| Aim |
Which lines hold the word "index"? Show each of them.

| Data block |
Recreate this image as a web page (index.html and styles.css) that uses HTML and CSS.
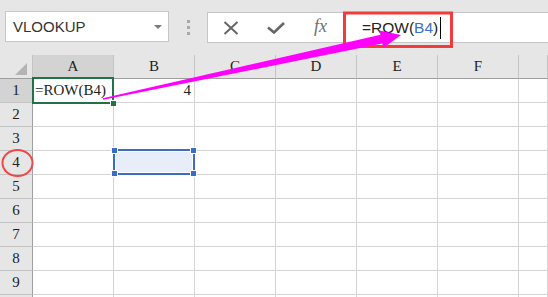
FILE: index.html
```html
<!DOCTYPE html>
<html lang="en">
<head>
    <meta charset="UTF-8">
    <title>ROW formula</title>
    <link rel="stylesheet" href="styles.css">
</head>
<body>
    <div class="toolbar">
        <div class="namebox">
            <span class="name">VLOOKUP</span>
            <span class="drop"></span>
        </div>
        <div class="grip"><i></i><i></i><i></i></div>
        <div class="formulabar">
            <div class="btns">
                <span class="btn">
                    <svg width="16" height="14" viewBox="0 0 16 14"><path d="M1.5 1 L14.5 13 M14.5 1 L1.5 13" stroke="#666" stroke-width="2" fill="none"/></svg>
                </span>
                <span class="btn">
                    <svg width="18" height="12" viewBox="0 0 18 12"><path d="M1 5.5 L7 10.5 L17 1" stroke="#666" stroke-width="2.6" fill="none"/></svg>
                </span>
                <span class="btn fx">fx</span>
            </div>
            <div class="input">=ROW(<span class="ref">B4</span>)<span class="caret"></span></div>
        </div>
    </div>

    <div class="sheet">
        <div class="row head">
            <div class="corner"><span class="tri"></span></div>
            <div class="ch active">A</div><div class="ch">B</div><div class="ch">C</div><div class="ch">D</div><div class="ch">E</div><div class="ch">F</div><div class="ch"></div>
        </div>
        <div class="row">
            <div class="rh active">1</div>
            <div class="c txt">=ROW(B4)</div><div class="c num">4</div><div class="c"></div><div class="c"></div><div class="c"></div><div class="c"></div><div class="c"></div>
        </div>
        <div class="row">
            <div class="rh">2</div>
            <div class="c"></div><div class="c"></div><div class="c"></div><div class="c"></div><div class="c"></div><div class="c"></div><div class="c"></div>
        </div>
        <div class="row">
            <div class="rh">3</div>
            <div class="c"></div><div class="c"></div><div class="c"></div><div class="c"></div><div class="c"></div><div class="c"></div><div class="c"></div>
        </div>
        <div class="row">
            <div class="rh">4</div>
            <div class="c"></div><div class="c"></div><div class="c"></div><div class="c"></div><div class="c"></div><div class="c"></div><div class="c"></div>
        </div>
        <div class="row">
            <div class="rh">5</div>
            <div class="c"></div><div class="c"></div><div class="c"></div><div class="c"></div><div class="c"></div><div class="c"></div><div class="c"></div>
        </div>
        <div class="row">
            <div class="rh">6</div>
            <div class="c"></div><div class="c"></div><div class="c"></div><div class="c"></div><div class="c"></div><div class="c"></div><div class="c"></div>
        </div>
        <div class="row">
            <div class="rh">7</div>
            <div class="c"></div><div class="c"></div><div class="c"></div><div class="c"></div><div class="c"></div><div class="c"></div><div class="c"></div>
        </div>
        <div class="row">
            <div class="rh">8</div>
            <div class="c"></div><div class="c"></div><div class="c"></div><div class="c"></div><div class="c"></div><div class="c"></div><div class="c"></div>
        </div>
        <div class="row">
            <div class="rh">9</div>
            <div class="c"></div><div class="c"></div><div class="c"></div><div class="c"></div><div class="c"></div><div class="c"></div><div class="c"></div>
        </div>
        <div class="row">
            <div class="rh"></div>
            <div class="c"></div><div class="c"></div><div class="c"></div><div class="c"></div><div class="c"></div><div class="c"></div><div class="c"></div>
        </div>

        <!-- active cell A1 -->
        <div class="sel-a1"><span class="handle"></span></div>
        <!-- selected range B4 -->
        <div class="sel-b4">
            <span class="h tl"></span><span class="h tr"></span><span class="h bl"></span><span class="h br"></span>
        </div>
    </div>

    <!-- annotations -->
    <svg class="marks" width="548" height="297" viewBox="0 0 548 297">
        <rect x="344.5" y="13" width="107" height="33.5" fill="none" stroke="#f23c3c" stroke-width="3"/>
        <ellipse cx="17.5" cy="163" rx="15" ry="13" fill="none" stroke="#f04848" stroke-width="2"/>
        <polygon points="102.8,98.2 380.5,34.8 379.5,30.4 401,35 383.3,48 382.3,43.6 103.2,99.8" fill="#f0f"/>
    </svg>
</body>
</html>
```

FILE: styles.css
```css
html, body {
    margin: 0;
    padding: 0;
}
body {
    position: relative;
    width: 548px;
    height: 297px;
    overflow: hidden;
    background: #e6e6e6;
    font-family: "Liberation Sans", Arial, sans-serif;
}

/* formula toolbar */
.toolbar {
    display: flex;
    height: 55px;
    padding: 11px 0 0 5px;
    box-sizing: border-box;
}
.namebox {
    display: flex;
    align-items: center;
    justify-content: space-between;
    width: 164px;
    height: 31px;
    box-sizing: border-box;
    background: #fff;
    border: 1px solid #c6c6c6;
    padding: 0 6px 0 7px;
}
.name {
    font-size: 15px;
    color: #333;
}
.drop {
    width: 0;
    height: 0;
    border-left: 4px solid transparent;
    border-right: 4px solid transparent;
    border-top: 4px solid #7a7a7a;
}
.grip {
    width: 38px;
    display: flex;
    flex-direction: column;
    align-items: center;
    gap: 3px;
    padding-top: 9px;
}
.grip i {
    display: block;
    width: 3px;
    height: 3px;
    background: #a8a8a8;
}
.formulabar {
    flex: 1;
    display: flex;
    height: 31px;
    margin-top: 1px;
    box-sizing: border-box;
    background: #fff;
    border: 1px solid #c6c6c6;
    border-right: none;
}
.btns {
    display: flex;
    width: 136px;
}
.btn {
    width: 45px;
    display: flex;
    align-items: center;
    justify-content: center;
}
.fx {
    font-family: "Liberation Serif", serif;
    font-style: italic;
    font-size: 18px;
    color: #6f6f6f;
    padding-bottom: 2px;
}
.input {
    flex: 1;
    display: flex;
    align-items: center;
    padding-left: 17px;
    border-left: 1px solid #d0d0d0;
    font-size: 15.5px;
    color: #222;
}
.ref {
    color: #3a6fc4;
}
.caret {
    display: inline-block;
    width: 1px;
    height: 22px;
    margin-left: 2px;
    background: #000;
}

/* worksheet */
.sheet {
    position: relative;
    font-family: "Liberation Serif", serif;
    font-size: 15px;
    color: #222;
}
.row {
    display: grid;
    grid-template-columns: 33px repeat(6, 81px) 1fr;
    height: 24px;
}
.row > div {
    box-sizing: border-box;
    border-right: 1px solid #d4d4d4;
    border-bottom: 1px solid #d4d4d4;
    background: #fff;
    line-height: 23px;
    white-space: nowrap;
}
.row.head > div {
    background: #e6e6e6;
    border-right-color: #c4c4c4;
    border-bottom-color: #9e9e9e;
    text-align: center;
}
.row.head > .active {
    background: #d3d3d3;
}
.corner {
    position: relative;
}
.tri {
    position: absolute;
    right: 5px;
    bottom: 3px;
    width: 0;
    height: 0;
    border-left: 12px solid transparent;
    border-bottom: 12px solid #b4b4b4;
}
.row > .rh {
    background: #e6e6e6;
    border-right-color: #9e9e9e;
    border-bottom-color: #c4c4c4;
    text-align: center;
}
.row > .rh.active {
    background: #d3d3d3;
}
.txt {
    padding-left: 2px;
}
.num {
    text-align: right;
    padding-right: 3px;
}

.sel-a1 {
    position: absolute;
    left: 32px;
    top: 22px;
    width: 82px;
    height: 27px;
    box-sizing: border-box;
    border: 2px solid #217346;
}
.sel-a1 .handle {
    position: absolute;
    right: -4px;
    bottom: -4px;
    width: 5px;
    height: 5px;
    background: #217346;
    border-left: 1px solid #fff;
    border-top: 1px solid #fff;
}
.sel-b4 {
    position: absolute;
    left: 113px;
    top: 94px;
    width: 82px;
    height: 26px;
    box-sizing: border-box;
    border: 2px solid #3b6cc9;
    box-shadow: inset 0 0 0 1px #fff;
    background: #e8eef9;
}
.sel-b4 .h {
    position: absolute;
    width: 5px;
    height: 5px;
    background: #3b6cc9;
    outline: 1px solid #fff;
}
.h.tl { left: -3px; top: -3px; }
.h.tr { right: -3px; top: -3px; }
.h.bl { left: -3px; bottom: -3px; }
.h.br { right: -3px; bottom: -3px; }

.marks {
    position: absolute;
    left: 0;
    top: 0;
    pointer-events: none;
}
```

| Result |
Recreate this image as a web page (index.html and styles.css) that uses HTML and CSS.
FILE: index.html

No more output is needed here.